# Bee tree Cut out pics after I finished



## kycountry (Jan 26, 2012)

These are images of a hive I cut out of a bee tree.. First thing I done was cut the log that contained the bees, screened the entrance and brought it home. I stood it up and left it for a few days until the weather was perfect. 










when I was ready to start, I took a chainsaw and cut the top off trying to get as close to the top of the hive as possible... but I missed a little and split the hive some. 

Here is the top part turned upside down and all the comb removed...









After removing all the comb from the lower part and placing the brood in frames, I made a base for my boxes to sit on the top of the log.. Just a simple piece of 1/4 inch plywood with a hole cut in the middle..









I then placed the boxes on it and began smoking the remaining bees up into the box.. Then left the boxes on the top for the returning field bees to return to the hive.. I left the comb I didn't plan to harvest honey or tie into frames out for the bees to clean up before I melt them down..




























This was the easiest cut out I ever done!! about 2 1/2 hours total. After the first 30 minutes, I was in a t-shirt, no veil, and 0 stings.. Wish all bees were this gentle!!
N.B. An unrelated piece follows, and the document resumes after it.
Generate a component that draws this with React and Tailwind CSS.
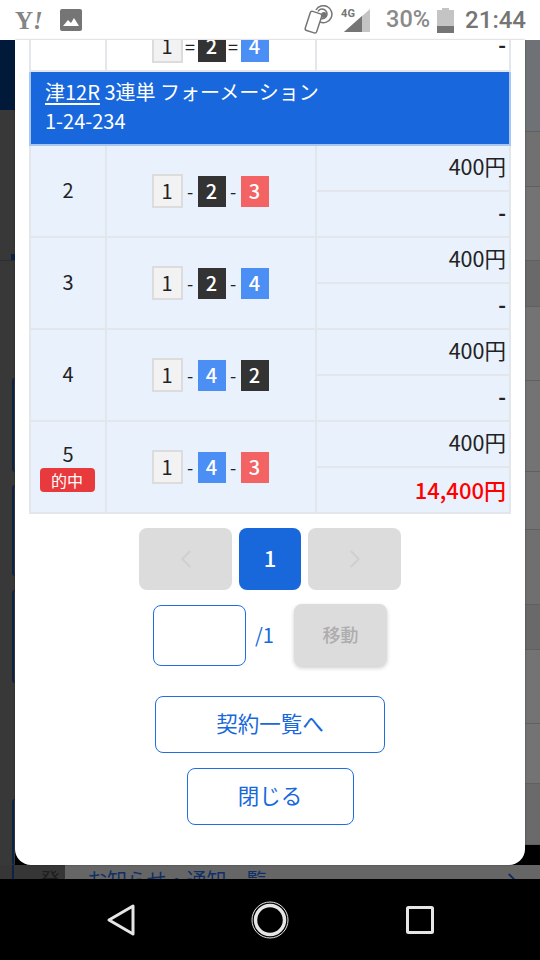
import { ChevronLeft, ChevronRight } from "lucide-react";

const rows = [
  { no: "2", picks: ["1", "2", "3"], pay: "-" },
  { no: "3", picks: ["1", "2", "4"], pay: "-" },
  { no: "4", picks: ["1", "4", "2"], pay: "-" },
  { no: "5", picks: ["1", "4", "3"], pay: "14,400円", hit: true },
];

const rightStripes = [
  { h: "h-[92px]", c: "bg-[#6e7176]" },
  { h: "h-[55px]", c: "bg-[#707070]" },
  { h: "h-[74px]", c: "bg-[#737373]" },
  { h: "h-[46px]", c: "bg-[#696969]" },
  { h: "h-[74px]", c: "bg-[#737373]" },
  { h: "h-[91px]", c: "bg-[#737373]" },
  { h: "h-[58px]", c: "bg-[#737373]" },
  { h: "h-[75px]", c: "bg-[#6f6f6f]" },
  { h: "h-[45px]", c: "bg-[#696969]" },
  { h: "h-[74px]", c: "bg-[#737373]" },
  { h: "h-[60px]", c: "bg-[#737373]" },
  { h: "h-[61px]", c: "bg-[#6a6a6a]" },
];

function Boat({ n }) {
  if (n === "1") {
    return (
      <span className="flex h-[34px] w-[31px] items-center justify-center border-2 border-[#dcdcdc] bg-[#f2f2f2] text-[20px] leading-none text-[#222]">
        1
      </span>
    );
  }
  const color = n === "2" ? "bg-[#333333]" : n === "3" ? "bg-[#f46364]" : "bg-[#4b8ff5]";
  return (
    <span className={`flex h-[31px] w-[28px] items-center justify-center text-[20px] font-medium leading-none text-white ${color}`}>
      {n}
    </span>
  );
}

function Picks({ picks, sep = "-" }) {
  return (
    <div className="flex -translate-x-[1px] items-center justify-center">
      <Boat n={picks[0]} />
      <span className="w-[15px] text-center text-[18px] leading-none text-[#222]">{sep}</span>
      <Boat n={picks[1]} />
      <span className="w-[15px] text-center text-[18px] leading-none text-[#222]">{sep}</span>
      <Boat n={picks[2]} />
    </div>
  );
}

function StatusBar() {
  return (
    <div className="flex h-10 items-center bg-white pl-[15px] pr-[14px] text-[#757575]">
      <span className="w-[45px] font-['Liberation_Serif',serif] text-[25px] font-bold leading-none text-[#858585]">
        Y<span className="italic">!</span>
      </span>
      <svg width="22" height="22" viewBox="0 0 22 22">
        <rect width="22" height="22" rx="2" fill="#757575" />
        <path d="M3 17l5-6 3 3 3-5 5 8z" fill="#fff" />
      </svg>
      <div className="flex-1" />
      <svg width="31" height="30" viewBox="0 0 31 30" fill="none" stroke="#757575" strokeWidth="1.5">
        <rect x="4.5" y="7" width="12" height="20" rx="2" transform="rotate(18 10 17)" />
        <circle cx="21" cy="10" r="2.2" fill="#757575" />
        <path d="M17 17a8.5 8.5 0 1 0-4-12M18 13.5a4.8 4.8 0 1 0-3-7" />
      </svg>
      <div className="relative ml-[6px] h-[26px] w-[31px]">
        <svg width="31" height="26" viewBox="0 0 31 26" className="absolute left-0 top-0">
          <path d="M4 25L30 2v23z" fill="#c4c4c4" />
          <path d="M4 25L22 9v16z" fill="#757575" />
        </svg>
        <span className="absolute left-[1px] top-[1px] font-['Roboto',sans-serif] text-[11px] font-bold leading-none">4G</span>
      </div>
      <span className="ml-[15px] font-['Roboto',sans-serif] text-[23.5px] font-medium leading-none text-[#8a8a8a]">30%</span>
      <svg width="17" height="25" viewBox="0 0 17 25" className="ml-[7px]">
        <path d="M5 0h7v2h5v23H0V2h5z" fill="#c4c4c4" />
        <rect y="18" width="17" height="7" fill="#757575" />
      </svg>
      <span className="ml-[11px] font-['Roboto',sans-serif] text-[24px] font-medium leading-none">21:44</span>
    </div>
  );
}

function Backdrop() {
  return (
    <div className="flex h-full flex-col">
      <div className="flex flex-1 justify-between overflow-hidden">
        <div className="flex w-[15px] flex-col bg-[#383838]">
          <div className="h-[70px] bg-[#021a3a]" />
          <div className="ml-[11px] mt-[144px] h-[6px] bg-[#0c2347]" />
          <div className="h-px bg-[#2e2e2e]" />
          <div className="ml-[12px] mt-[117px] h-[94px] rounded-l-[4px] border-l-2 border-[#0c2347]" />
          <div className="ml-[12px] mt-[13px] h-[91px] rounded-l-[4px] border-l-2 border-[#0c2347]" />
          <div className="ml-[12px] mt-[14px] h-[93px] rounded-l-[4px] border-l-2 border-[#0c2347]" />
          <div className="ml-[12px] mt-[116px] flex-1 rounded-l-[4px] border-l-2 border-[#0c2347]" />
        </div>
        <div className="flex w-[15px] flex-col">
          {rightStripes.map((s, i) => (
            <div key={i} className={`${s.h} ${s.c} border-b border-[#606060]`} />
          ))}
        </div>
      </div>
      <div className="flex h-[14px] overflow-hidden bg-[#666666] font-['Noto_Sans_CJK_JP',sans-serif] text-[20px] leading-[30px]">
        <div className="w-[65px] shrink-0 bg-[#363636] pl-[12px]">
          <div className="h-full border-l-2 border-[#0c2347] pl-[26px] text-[#1e1e1e]">発行</div>
        </div>
        <span className="ml-[22px] flex-1 text-[#0f2f66]">お知らせ・通知一覧</span>
        <ChevronRight size={22} strokeWidth={2} className="mr-[17px] mt-[4px] text-[#0f2f66]" />
      </div>
    </div>
  );
}

function BetTable() {
  const cell = "border-2 border-[#e3e7ec]";
  return (
    <table className="-mt-[20px] ml-[14px] w-[482px] table-fixed border-collapse text-[#222]">
      <colgroup>
        <col className="w-[76px]" />
        <col className="w-[210px]" />
        <col />
      </colgroup>
      <tbody>
        <tr>
          <td className={`${cell} h-[50px]`} />
          <td className={cell}>
            <Picks picks={["1", "2", "4"]} sep="=" />
          </td>
          <td className={`${cell} pb-[2px] pr-[3px] text-right text-[21px] font-bold`}>-</td>
        </tr>
        <tr>
          <td colSpan={3} className="h-[74px] border-2 border-[#a9c6ef] bg-[#1867dc] pb-[4px] pl-[14px] text-[20px] leading-[29px] text-white">
            <div>
              <span className="underline underline-offset-[3px]">津12R</span> 3連単 フォーメーション
            </div>
            <div>1-24-234</div>
          </td>
        </tr>
        {rows.map((r) => [
          <tr key={r.no} className="bg-[#e9f1fd]">
            <td rowSpan={2} className={`${cell} pb-[2px] text-center text-[20px] leading-[30px]`}>
              <div className={r.hit ? "-mt-[2px]" : ""}>{r.no}</div>
              {r.hit && (
                <div className="mx-auto -mt-[1px] flex h-[24px] w-[55px] -translate-x-[1px] items-center justify-center rounded-[4px] bg-[#e83a3c] text-[16px] leading-none text-white">
                  的中
                </div>
              )}
            </td>
            <td rowSpan={2} className={cell}>
              <Picks picks={r.picks} />
            </td>
            <td className={`${cell} h-[46px] pb-[4px] pr-[3px] text-right text-[21.5px] leading-none`}>400円</td>
          </tr>,
          <tr key={r.no + "b"} className="bg-[#e9f1fd]">
            <td className={`${cell} h-[46px] pb-[3px] pr-[3px] text-right leading-none ${r.hit ? "text-[22px] font-medium text-[#ff0000]" : "text-[21px] font-bold"}`}>
              {r.pay}
            </td>
          </tr>,
        ])}
      </tbody>
    </table>
  );
}

function Modal() {
  return (
    <div className="absolute left-[15px] top-0 flex h-[825px] w-[510px] flex-col overflow-hidden rounded-b-[16px] bg-white font-['Noto_Sans_CJK_JP',sans-serif] shadow-[0_0_2px_rgba(0,0,0,0.4)]">
      <BetTable />
      <div className="mt-[14px] flex justify-center gap-[7px]">
        <div className="flex h-[62px] w-[93px] items-center justify-center rounded-[8px] bg-[#dcdcdc]">
          <ChevronLeft size={30} strokeWidth={1.5} className="text-[#cfcfcf]" />
        </div>
        <div className="flex h-[62px] w-[62px] items-center justify-center rounded-[8px] bg-[#1868db] pb-[4px] text-[22px] font-medium text-white">1</div>
        <div className="flex h-[62px] w-[93px] items-center justify-center rounded-[8px] bg-[#dcdcdc]">
          <ChevronRight size={30} strokeWidth={1.5} className="text-[#cfcfcf]" />
        </div>
      </div>
      <div className="ml-[138px] mt-[14px] flex items-center">
        <div className="h-[61px] w-[93px] rounded-[8px] border-[1.5px] border-[#1f6fe0]" />
        <span className="ml-[9px] text-[20px] text-[#1868db]">/1</span>
        <div className="ml-[20px] flex h-[62px] w-[93px] items-center justify-center rounded-[8px] bg-[#dcdcdc] pb-[2px] text-[18px] font-medium text-[#adadad] shadow-[0_2px_4px_rgba(0,0,0,0.2)]">
          移動
        </div>
      </div>
      <button className="mx-auto mt-[30px] h-[57px] w-[230px] rounded-[8px] border-[1.5px] border-[#1f6fe0] pb-[3px] text-[21.5px] text-[#1868db]">
        契約一覧へ
      </button>
      <button className="mx-auto mt-[15px] h-[57px] w-[167px] rounded-[8px] border-[1.5px] border-[#1f6fe0] pb-[3px] text-[21.5px] text-[#1868db]">
        閉じる
      </button>
    </div>
  );
}

function NavBar() {
  return (
    <div className="flex h-[81px] items-center justify-center bg-black">
      <svg width="30" height="34" viewBox="0 0 30 34" fill="none" stroke="#e6e6e6" strokeWidth="3" strokeLinejoin="round">
        <path d="M27 3v28L3 17z" />
      </svg>
      <svg width="38" height="38" viewBox="0 0 38 38" fill="none" stroke="#e6e6e6" className="ml-[115px]">
        <circle cx="19" cy="19" r="14.5" strokeWidth="3.5" />
        <circle cx="19" cy="19" r="18" strokeWidth="1" />
      </svg>
      <svg width="28" height="28" viewBox="0 0 28 28" fill="none" stroke="#e6e6e6" strokeWidth="3" strokeLinejoin="round" className="ml-[117px]">
        <rect x="1.5" y="1.5" width="25" height="25" rx="1" />
      </svg>
    </div>
  );
}

export default function App() {
  return (
    <div className="flex h-[960px] w-[540px] flex-col overflow-hidden bg-black">
      <StatusBar />
      <div className="relative h-[839px]">
        <Backdrop />
        <Modal />
      </div>
      <NavBar />
    </div>
  );
}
Hope you enjoy the pics, and any input would be great.. I have another one that I plan on starting this weekend in this tree!!


----------



## AverageJo (Sep 24, 2010)

I'm not sure I understand this. Did you put the hive bodies back on the stump/tree that you took the bees out of? You smoked them out of there into the boxes and then took the hives back off once everyone was in there? Do you think you got the queen? Hope the hive removal went successfully!! Can't wait for the week after update.


----------



## TxGypsy (Nov 23, 2006)

I'd be tempted to set the log out in a remote location in hopes of luring a swarm.


----------



## sevenmmm (Mar 1, 2011)

TxMex said:


> I'd be tempted to set the log out in a remote location in hopes of luring a swarm.
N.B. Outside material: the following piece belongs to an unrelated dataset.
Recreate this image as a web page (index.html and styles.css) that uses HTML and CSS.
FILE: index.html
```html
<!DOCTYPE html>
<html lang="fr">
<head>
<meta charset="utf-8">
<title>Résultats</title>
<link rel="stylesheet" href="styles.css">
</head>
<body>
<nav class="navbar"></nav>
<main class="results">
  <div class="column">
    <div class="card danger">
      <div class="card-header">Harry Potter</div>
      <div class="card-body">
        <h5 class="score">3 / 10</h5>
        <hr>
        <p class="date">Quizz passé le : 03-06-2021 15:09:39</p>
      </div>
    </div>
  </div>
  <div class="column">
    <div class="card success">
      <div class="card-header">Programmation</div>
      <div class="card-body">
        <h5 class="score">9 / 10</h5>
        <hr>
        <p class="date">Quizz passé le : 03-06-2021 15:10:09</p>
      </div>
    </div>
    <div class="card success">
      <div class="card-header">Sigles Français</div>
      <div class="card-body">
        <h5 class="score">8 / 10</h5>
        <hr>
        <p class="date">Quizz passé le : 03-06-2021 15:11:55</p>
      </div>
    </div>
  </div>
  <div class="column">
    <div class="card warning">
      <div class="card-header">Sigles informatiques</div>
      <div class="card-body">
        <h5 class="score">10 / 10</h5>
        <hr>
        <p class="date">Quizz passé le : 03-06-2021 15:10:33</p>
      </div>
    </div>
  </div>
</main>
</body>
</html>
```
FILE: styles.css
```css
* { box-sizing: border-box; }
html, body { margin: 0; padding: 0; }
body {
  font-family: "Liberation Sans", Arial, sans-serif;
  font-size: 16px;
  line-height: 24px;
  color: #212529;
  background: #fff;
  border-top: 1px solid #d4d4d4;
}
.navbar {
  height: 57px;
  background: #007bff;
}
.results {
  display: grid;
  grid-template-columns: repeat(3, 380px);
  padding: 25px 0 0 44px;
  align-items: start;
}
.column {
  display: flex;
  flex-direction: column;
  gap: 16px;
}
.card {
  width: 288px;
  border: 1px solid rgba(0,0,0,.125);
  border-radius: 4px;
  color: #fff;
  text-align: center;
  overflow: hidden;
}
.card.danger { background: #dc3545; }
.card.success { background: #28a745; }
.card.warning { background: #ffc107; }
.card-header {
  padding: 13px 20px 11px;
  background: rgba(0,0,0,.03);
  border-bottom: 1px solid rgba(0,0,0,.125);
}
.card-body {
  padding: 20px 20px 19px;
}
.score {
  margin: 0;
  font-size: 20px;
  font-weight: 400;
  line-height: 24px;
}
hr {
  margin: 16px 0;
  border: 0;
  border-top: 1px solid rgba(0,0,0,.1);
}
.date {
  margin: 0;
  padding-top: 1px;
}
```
I've had the same idea. Try it and let us know if anything happens!


----------



## kycountry (Jan 26, 2012)

AverageJo said:


> I'm not sure I understand this. Did you put the hive bodies back on the stump/tree that you took the bees out of? You smoked them out of there into the boxes and then took the hives back off once everyone was in there? Do you think you got the queen? Hope the hive removal went successfully!! Can't wait for the week after update.


I cut the comb and brood out of the log, used the plywood to make my box fit the top, and smoked the remaining nurse bees up into the box that I had tied the brood comb into... left it over night and removed it the next morning before daylight.. all the bees are in the box, making comb and storing honey.. I haven't dug into the bottom box yet to see if I did actually get the queen or any new brood is in the box. That comes tomorrow..

I thought about the swarm trap thing, I might put the top back on and see what happens!


----------